Exercise description
Set the listing down unchanged, minus every embedded image.

(Code that builds pages)

-- start --

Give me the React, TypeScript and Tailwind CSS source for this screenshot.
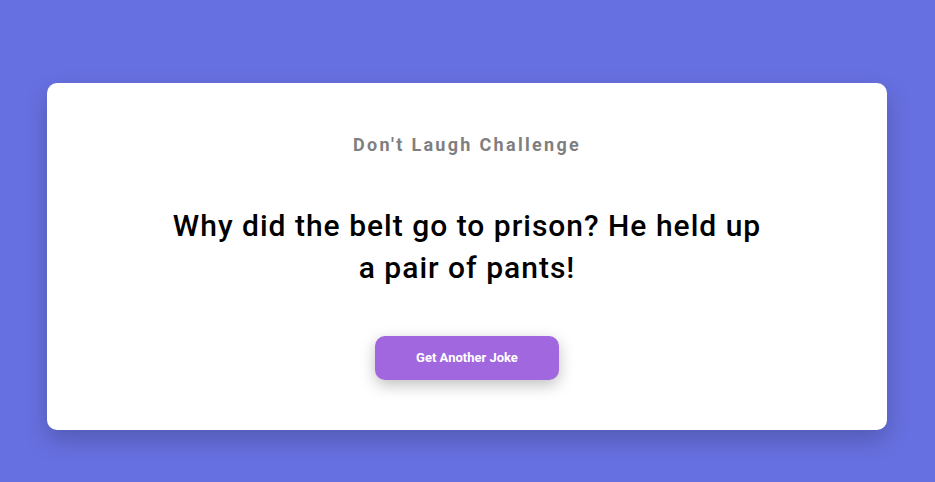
export default function App() {
  return (
    <div className="min-h-screen bg-[#6770e0] pt-[83px] pl-[47px] font-['Roboto',sans-serif]">
      <div className="w-[840px] rounded-[10px] bg-white px-10 pt-[48px] pb-[50px] text-center shadow-[0_10px_25px_rgba(0,0,0,0.2)]">
        <h1 className="text-[18px] font-bold tracking-[2.3px] text-[#7f7f7f]">Don't Laugh Challenge</h1>
        <p className="mx-auto mt-[47px] max-w-[600px] text-[30px] leading-[42px] font-medium tracking-[1px] text-black">
          Why did the belt go to prison? He held up a pair of pants!
        </p>
        <button className="mt-[47px] h-[44px] w-[184px] rounded-[10px] bg-[#a067df] text-[13px] font-bold text-white shadow-[0_5px_15px_rgba(0,0,0,0.25)]">
          Get Another Joke
        </button>
      </div>
    </div>
  );
}
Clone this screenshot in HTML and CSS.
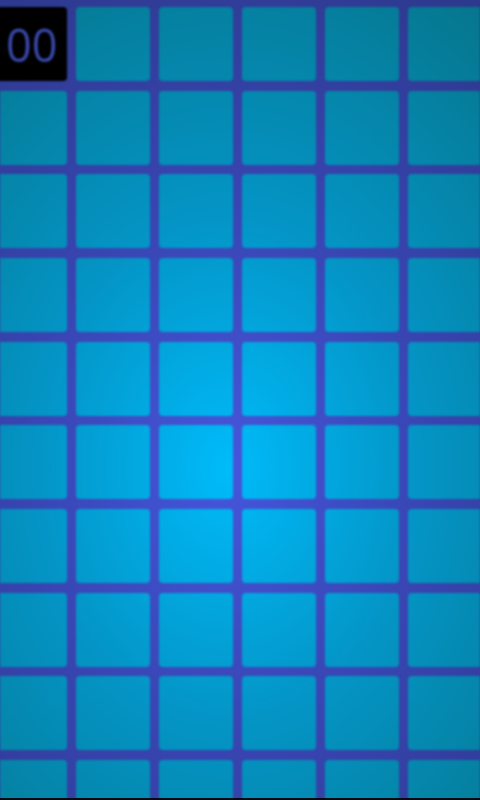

-- end --

Correct output
Give me the React, TypeScript and Tailwind CSS source for this screenshot.
export default function App() {
  return (
    <div className="min-h-screen bg-[#6770e0] pt-[83px] pl-[47px] font-['Roboto',sans-serif]">
      <div className="w-[840px] rounded-[10px] bg-white px-10 pt-[48px] pb-[50px] text-center shadow-[0_10px_25px_rgba(0,0,0,0.2)]">
        <h1 className="text-[18px] font-bold tracking-[2.3px] text-[#7f7f7f]">Don't Laugh Challenge</h1>
        <p className="mx-auto mt-[47px] max-w-[600px] text-[30px] leading-[42px] font-medium tracking-[1px] text-black">
          Why did the belt go to prison? He held up a pair of pants!
        </p>
        <button className="mt-[47px] h-[44px] w-[184px] rounded-[10px] bg-[#a067df] text-[13px] font-bold text-white shadow-[0_5px_15px_rgba(0,0,0,0.25)]">
          Get Another Joke
        </button>
      </div>
    </div>
  );
}
Clone this screenshot in HTML and CSS.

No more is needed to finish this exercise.